Cons:Too many by-the-book covers for comfort.
The Bottom Line: Sum 41 blows.
The musical world, I presume, doesn't need tribute albums like Killer Queen. As necessary as a Hillary Duff greatest hits album (oh, shiit), Killer Queen was probably one of the least necessary discs I could've shelled out my hard-won fourteen bucks for last weekend - although I walked out of the same buying spree with Shakira's latest, super-awesome LP, so it wasn't an entirely frivolous session - but, with a soft spot for tribute albums that lick the toes of my very favorite artists (I have Bruce Springsteen tributes, too, and I had an Aerosmith one before I decided that it would be a more appropriate crotch-scratcher than listening experience), and a genuine affinity for, like, two or three of the artists represented here, and curiosity that bordered on the perverse, I bought the damn thing anyway.
Good news, then: despite a general lack of need to exist, Killer Queen makes a pretty good case for itself. Packed with enough curiosities and genuinely affectionate homage to entertain, luminaries like Gavin DeGraw, Joss Stone, Jason Mraz, and that guy from "American Idol" all grapple with the challenge of updating Queen classics. The bad news, of course, is that this is Queen, one of the most fantastically talented and charismatic pop groups of the past quarter-century, and therefore entirely impossible to top. When these upstarts can be bothered to actually do some updating, some interpretation, Killer Queen has fun with the enduring legacy of its idols. And when they can't, balls to 'em for their fastidious conservatism.

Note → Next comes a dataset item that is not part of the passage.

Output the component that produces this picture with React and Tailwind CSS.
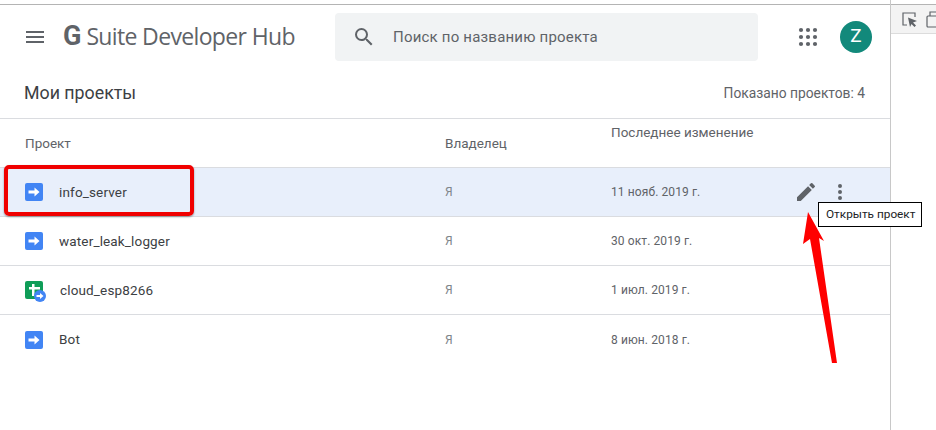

Having gone on record as being against the tried (tired)-and-true method of reviewing an album track by track, I'll now revel in my own hypocrisy by going the t-b-t method myownself, and reviewing it as I would a mix cd. Because this review is a tribute. To my real review of Killer Queen that no one will ever see.
**
1. "We Are the Champions," Gavin DeGraw
Freddie Mercury could sell pretty much any song, and if you were able to listen to it in a vacuum that exists outside of "Champions"'s cultural reputation (i.e. surgically fused to stadium-rocking chest-thumper "We Will Rock You"), I suspect you'd probably find "We Are the Champions" pretty moving. Not quite so for Gavin "Chariot" DeGraw's take, on which he oversings like moody blues-rock's very own Christina Aguilera, without quite the vocal chops to do so. He's embarrassing, quite frankly, but I was willing to give this a marginal recommendation until Gavin slipped into quavery falsetto for the last time. Marc Broussard could so kick this guy's aarse. 2/5
2. "Tie Your Mother Down," Shinedown
If my memory serves me correctly, Shinedown were responsible for that reprehensible "staring down the barrel of a 45" song, and so they get points here for improving their material and not slipping into Metallica Channelling For Dummies. "Tie Your Mother Down" is fun enough, but Shinedown fatally refuses to deviate from the source material, and despite a valiant fist at the barrelling Day at the Races rocker, all they manage is a half-point over Gavin DeGraw for not singing like jackasses. 2.5/5
3. "Bohemian Rhapsody," Constantine M. featuring the cast of "We Will Rock You"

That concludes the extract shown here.